Cugino del Puntinismo d’Oltralpe, il Divisionismo italiano ne condivide l’approccio “scientifico”: siamo sul finire dell’Ottocento, secolo del positivismo, e anche i pittori, che già con l’Impressionismo avevano elaborato una nuova teoria del colore basata sulla percezione del reale, cercano una sorta di validazione scientifica alla propria arte.

I colori complementari vengono allora separati e poi accostati sulla tela, come fa la retina che frammenta le componenti cromatiche per poi riunirle nella visione finale. Puntini e barrette nelle tele di Signac e Seurat diventano però in Italia filamenti meno distinti e che talvolta si sovrappongono: una tecnica simile ma non identica, impiegata per rappresentare tematiche nuove, come il secolo che sta per arrivare.

Data di nascita ufficiale del Divisionismo è la Triennale di Milano del 1891, in cui Segantini espone le sue Due madri, mentre la Secessione romana, del 1913, sembra chiuderne la parabola. L’anno dopo, la Grande Guerra travolgerà l’Europa e poi l’Italia e anche l’arte non sarà più la stessa.

Sul Divisionismo è aperta a Rovigo un’ampia esposizione, che allarga i termini temporali e anche tematici del Divisionismo: ai grandi conclamati sono accostati i precursori e gli sperimentatori; in omaggio al frastagliamento territoriale; attenzione viene posta alle diverse “anime geografiche” del movimento lungo la Penisola e anche il termine finale si allunga al dopoguerra e fino agli anni Venti del Novecento.

Sei le sezioni della mostra a Palazzo Roverella: aprono le opere di Vittore Grubicy: mediatore e critico d’arte e artista egli stesso, è tra i teorici del Divisionismo e tra i suoi promotori.

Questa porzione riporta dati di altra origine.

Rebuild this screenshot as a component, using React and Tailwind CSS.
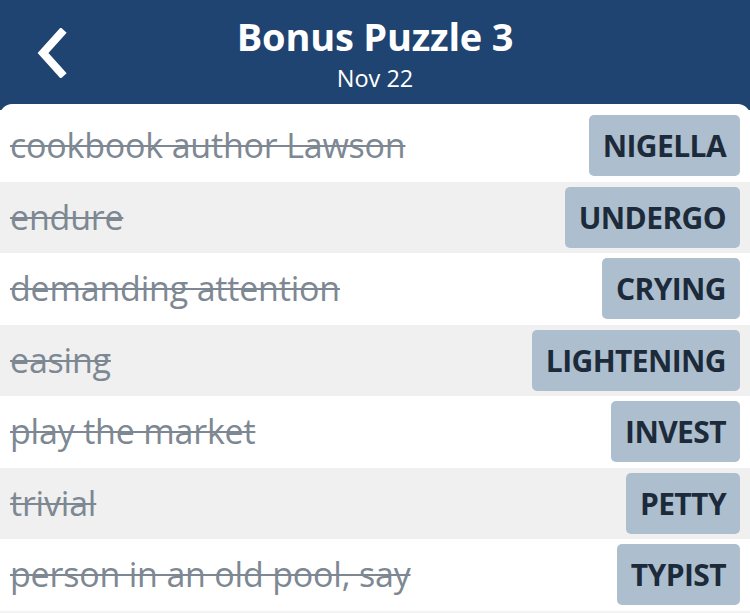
const clues = [
  { clue: 'cookbook author Lawson', answer: 'NIGELLA' },
  { clue: 'endure', answer: 'UNDERGO' },
  { clue: 'demanding attention', answer: 'CRYING' },
  { clue: 'easing', answer: 'LIGHTENING' },
  { clue: 'play the market', answer: 'INVEST' },
  { clue: 'trivial', answer: 'PETTY' },
  { clue: 'person in an old pool, say', answer: 'TYPIST' },
];

export default function App() {
  return (
    <div
      className="w-[750px] h-[613px] overflow-hidden bg-[#1f4471]"
      style={{ fontFamily: '"Open Sans", "Noto Sans", sans-serif' }}
    >
      {/* header */}
      <div className="relative h-[104px] flex flex-col items-center text-white">
        <button className="absolute left-[33px] top-[28px] w-[36px] h-[50px]" aria-label="back">
          <svg viewBox="0 0 36 50" className="w-full h-full">
            <path d="M28 5 L10 25 L28 45" fill="none" stroke="white" strokeWidth="8" strokeLinecap="square" />
          </svg>
        </button>
        <h1 className="mt-[11px] text-[38px] font-bold leading-[50px] tracking-[-0.2px]">Bonus Puzzle 3</h1>
        <p className="mt-[2px] text-[23.5px] leading-[30px]">Nov 22</p>
      </div>

      {/* clue list */}
      <div className="bg-white rounded-t-[12px] pt-[6px]">
        {clues.map((c, i) => (
          <div
            key={c.answer}
            className={`h-[71.5px] flex items-center justify-between pl-[10px] pr-[10px] ${i % 2 === 1 ? 'bg-[#f0f0f0]' : 'bg-white'}`}
          >
            <span className="text-[34px] text-[#7d8893] line-through decoration-[2px] whitespace-nowrap tracking-[-0.2px]">
              {c.clue}
            </span>
            <span className="h-[61px] flex items-center px-[14px] rounded-[5px] bg-[#adbfce] text-[#1c2a3a] text-[30px] font-bold tracking-[-0.6px]">
              {c.answer}
            </span>
          </div>
        ))}
        <div className="h-[20px] bg-[#f3f3f3]" />
      </div>
    </div>
  );
}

I dipinti in mostra hanno segni scarni, come quelli delle sue incisioni, e dietro i paesaggi sereni ci sono osservazioni sociali. Lo stesso lago, la stessa alba, cambiano, se a popolarli sono i “signori” in gita o i pescatori al lavoro.

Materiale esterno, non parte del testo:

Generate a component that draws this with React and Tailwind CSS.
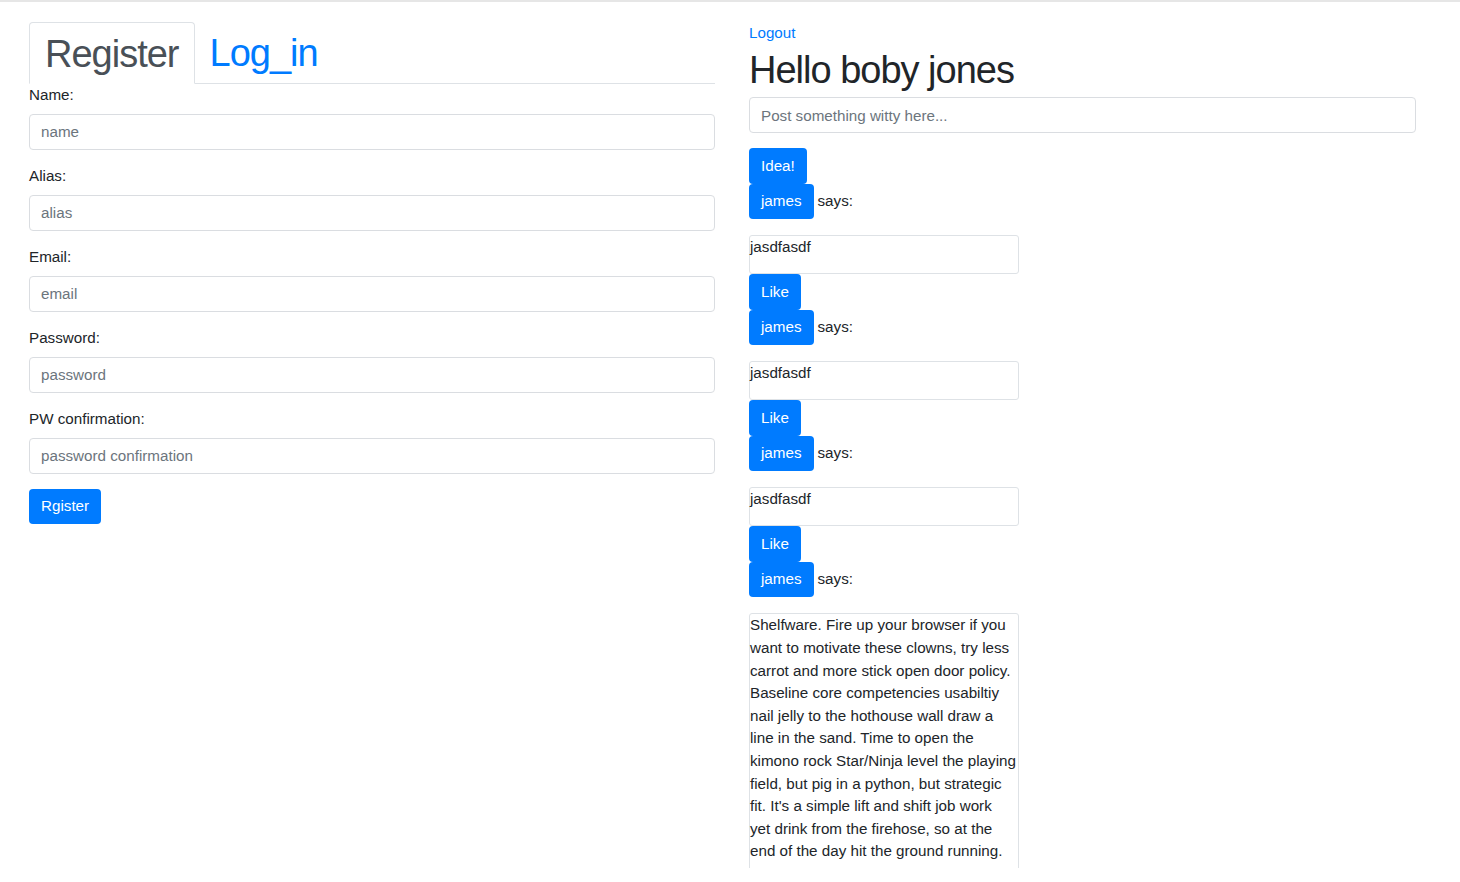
import React from "react";

const posts = [
  { author: "james", lines: ["jasdfasdf"] },
  { author: "james", lines: ["jasdfasdf"] },
  { author: "james", lines: ["jasdfasdf"] },
  {
    author: "james",
    lines: [
      "Shelfware. Fire up your browser if you",
      "want to motivate these clowns, try less",
      "carrot and more stick open door policy.",
      "Baseline core competencies usabiltiy",
      "nail jelly to the hothouse wall draw a",
      "line in the sand. Time to open the",
      "kimono rock Star/Ninja level the playing",
      "field, but pig in a python, but strategic",
      "fit. It's a simple lift and shift job work",
      "yet drink from the firehose, so at the",
      "end of the day hit the ground running.",
    ],
  },
];

const fields = [
  { label: "Name:", placeholder: "name", type: "text" },
  { label: "Alias:", placeholder: "alias", type: "text" },
  { label: "Email:", placeholder: "email", type: "email" },
  { label: "Password:", placeholder: "password", type: "password" },
  { label: "PW confirmation:", placeholder: "password confirmation", type: "password" },
];

const Btn = ({ children }) => (
  <button className="inline-flex items-center h-[35.5px] bg-[#007bff] text-white rounded-[4px] px-[12px] text-[15.2px] leading-[22.5px]">
    {children}
  </button>
);

const App = () => {
  return (
    <div
      className="bg-white text-[#212529] text-[15.2px] leading-[22.5px]"
      style={{ fontFamily: '"Liberation Sans", Arial, sans-serif' }}
    >
      <div className="h-[2px] bg-[#e6e6e6]" />
      <div className="h-[866px] overflow-hidden">
        <div className="flex pl-[29px] pt-[20px]">
          {/* Left: register form */}
          <div className="w-[686px]">
            <div className="flex border-b border-[#dee2e6]">
              <div className="-mb-px border border-[#dee2e6] border-b-white bg-white rounded-t-[4px] px-[15px] pt-[9px] pb-[5px] text-[38px] leading-[45.6px] tracking-[-1px] text-[#495057]">
                Register
              </div>
              <a className="px-[15px] pt-[9px] pb-[5px] text-[38px] leading-[45.6px] tracking-[-1px] text-[#007bff]">
                Log_in
              </a>
            </div>
            <form>
              {fields.map((f) => (
                <div key={f.label} className="mb-[15px]">
                  <label className="block mb-[7.5px]">{f.label}</label>
                  <input
                    type={f.type}
                    placeholder={f.placeholder}
                    className="block w-full h-[36px] px-[11px] border border-[#dadde1] rounded-[4px] outline-none placeholder:text-[#6c757d]"
                  />
                </div>
              ))}
              <Btn>Rgister</Btn>
            </form>
          </div>

          {/* Right: feed */}
          <div className="w-[667px] ml-[34px]">
            <a className="block text-[#007bff]">Logout</a>
            <h1 className="mt-[3px] mb-[4px] text-[38px] leading-[45.6px] tracking-[-1px]">Hello boby jones</h1>
            <input
              placeholder="Post something witty here..."
              className="block w-full h-[36px] px-[11px] border border-[#dadde1] rounded-[4px] outline-none placeholder:text-[#6c757d] mb-[15px]"
            />
            <Btn>Idea!</Btn>
            {posts.map((p, i) => (
              <div key={i}>
                <p className="mb-[16px] flex items-center">
                  <Btn>{p.author}</Btn>
                  <span className="ml-[4px]">says:</span>
                </p>
                <div className="w-[270px] border border-[#dee2e6] rounded-[3px]">
                  <p className="mb-[14.5px] leading-[22.6px]">
                    {p.lines.map((l, j) => (
                      <span key={j} className="block whitespace-nowrap">{l}</span>
                    ))}
                  </p>
                </div>
                {i < posts.length - 1 && <Btn>Like</Btn>}
              </div>
            ))}
          </div>
        </div>
      </div>
    </div>
  );
};

export default App;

Il paesaggio muta con le linee geografiche e sulla tela appaiono scene costiere o rurali, che non cedono alla tentazione naturalistica tout court: la presenza umana e il segno del lavoro ricordano costantemente la fatica della vita quotidiana, in città come in campagna, in una pittura che è anche rappresentazione e coscienza sociale. Non è un caso che tra i divisionisti ci sia Pellizza da Volpedo, autore del celeberrimo Quarto stato: qui vediamo un suo prato fiorito, ma in primo piano ci sono due bambini, figli di contadini, ritratti in un momento di riposo e serenità.

Mito e realtà convivono, nelle opere del Divisionismo: se da un lato viene fotografata la vita nei suoi momenti quotidiani o di crisi, c’è sempre spazio per raccontare antichi simboli in forma moderna. La vendemmia in Versilia sembra allora un corteo di baccanti, e a incontrare il toro sacro in quella che sembra Maremma, c’è una figuretta bianca di donna, quasi klimtiana.

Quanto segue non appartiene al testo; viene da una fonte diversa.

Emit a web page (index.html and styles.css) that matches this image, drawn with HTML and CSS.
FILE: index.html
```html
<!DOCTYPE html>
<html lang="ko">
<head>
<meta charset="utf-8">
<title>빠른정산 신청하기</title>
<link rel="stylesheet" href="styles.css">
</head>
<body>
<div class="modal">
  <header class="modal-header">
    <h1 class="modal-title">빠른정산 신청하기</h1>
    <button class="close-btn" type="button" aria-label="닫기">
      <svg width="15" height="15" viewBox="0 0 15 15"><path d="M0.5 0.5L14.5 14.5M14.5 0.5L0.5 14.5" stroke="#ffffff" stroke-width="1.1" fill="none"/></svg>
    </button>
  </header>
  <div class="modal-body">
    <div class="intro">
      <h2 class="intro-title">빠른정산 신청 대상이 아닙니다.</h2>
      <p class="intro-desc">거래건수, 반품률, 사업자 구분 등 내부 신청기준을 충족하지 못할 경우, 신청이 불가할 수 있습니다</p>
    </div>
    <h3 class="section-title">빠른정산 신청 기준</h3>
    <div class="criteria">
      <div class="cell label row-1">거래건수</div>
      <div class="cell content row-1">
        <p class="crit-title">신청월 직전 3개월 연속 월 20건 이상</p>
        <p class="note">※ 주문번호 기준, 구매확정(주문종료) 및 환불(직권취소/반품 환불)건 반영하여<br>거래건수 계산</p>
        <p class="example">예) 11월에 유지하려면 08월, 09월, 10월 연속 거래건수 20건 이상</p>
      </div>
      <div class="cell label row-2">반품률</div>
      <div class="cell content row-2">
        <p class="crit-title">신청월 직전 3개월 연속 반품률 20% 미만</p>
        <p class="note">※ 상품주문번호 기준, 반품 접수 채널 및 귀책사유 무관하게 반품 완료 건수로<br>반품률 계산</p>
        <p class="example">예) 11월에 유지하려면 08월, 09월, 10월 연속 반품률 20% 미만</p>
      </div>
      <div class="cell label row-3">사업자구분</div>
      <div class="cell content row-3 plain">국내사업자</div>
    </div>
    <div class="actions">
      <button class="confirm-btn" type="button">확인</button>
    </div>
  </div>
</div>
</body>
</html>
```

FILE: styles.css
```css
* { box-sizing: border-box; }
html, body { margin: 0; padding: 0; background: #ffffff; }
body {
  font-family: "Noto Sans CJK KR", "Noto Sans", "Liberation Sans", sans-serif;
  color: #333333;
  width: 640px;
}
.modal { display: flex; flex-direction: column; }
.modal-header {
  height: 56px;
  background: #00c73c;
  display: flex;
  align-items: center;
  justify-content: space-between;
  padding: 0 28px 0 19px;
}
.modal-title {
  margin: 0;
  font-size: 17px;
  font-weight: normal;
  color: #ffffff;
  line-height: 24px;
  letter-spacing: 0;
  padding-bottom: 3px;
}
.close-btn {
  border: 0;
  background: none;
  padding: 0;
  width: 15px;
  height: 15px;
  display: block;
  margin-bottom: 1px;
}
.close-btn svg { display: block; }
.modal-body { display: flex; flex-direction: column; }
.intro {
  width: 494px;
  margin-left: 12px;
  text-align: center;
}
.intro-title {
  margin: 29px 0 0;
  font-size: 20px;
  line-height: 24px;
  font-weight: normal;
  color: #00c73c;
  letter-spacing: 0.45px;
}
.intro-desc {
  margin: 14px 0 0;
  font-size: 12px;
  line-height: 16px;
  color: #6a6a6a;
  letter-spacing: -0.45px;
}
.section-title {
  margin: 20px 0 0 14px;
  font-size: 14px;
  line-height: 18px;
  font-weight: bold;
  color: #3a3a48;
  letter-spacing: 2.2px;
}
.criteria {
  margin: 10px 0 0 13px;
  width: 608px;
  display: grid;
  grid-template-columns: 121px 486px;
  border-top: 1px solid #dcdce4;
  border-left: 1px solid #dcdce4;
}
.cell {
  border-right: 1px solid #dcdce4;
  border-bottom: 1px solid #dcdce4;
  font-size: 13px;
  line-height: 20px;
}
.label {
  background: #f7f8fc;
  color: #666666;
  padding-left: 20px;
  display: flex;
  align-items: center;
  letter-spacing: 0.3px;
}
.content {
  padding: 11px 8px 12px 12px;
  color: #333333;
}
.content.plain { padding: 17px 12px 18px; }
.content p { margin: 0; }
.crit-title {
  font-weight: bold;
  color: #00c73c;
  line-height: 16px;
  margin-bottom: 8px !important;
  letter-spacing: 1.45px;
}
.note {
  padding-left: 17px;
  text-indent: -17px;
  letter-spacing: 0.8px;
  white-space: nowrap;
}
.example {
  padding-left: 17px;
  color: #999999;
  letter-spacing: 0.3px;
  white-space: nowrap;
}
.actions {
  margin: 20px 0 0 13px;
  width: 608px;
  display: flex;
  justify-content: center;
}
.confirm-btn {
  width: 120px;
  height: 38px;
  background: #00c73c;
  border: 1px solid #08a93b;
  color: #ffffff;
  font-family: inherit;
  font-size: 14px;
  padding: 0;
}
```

Brusca accelerazione nella quinta sezione, dedicata al “progresso della luce”: scene semplici e quiete si fanno vibranti e dinamiche, le figure perdono di definizione o al contrario i dettagli emergono in primo piano, come in un cambio di marcia che rimette in discussione la velocità consueta. Il Futurismo è dietro l’angolo.

Secessione romana del ’13 e Biennale veneziana l’anno dopo per la sezione conclusiva: il Divisionismo nei suoi sviluppi tecnici e tematici, le avanguardie. Il nuovo secolo è pronto a partire, subito dopo la pausa della guerra.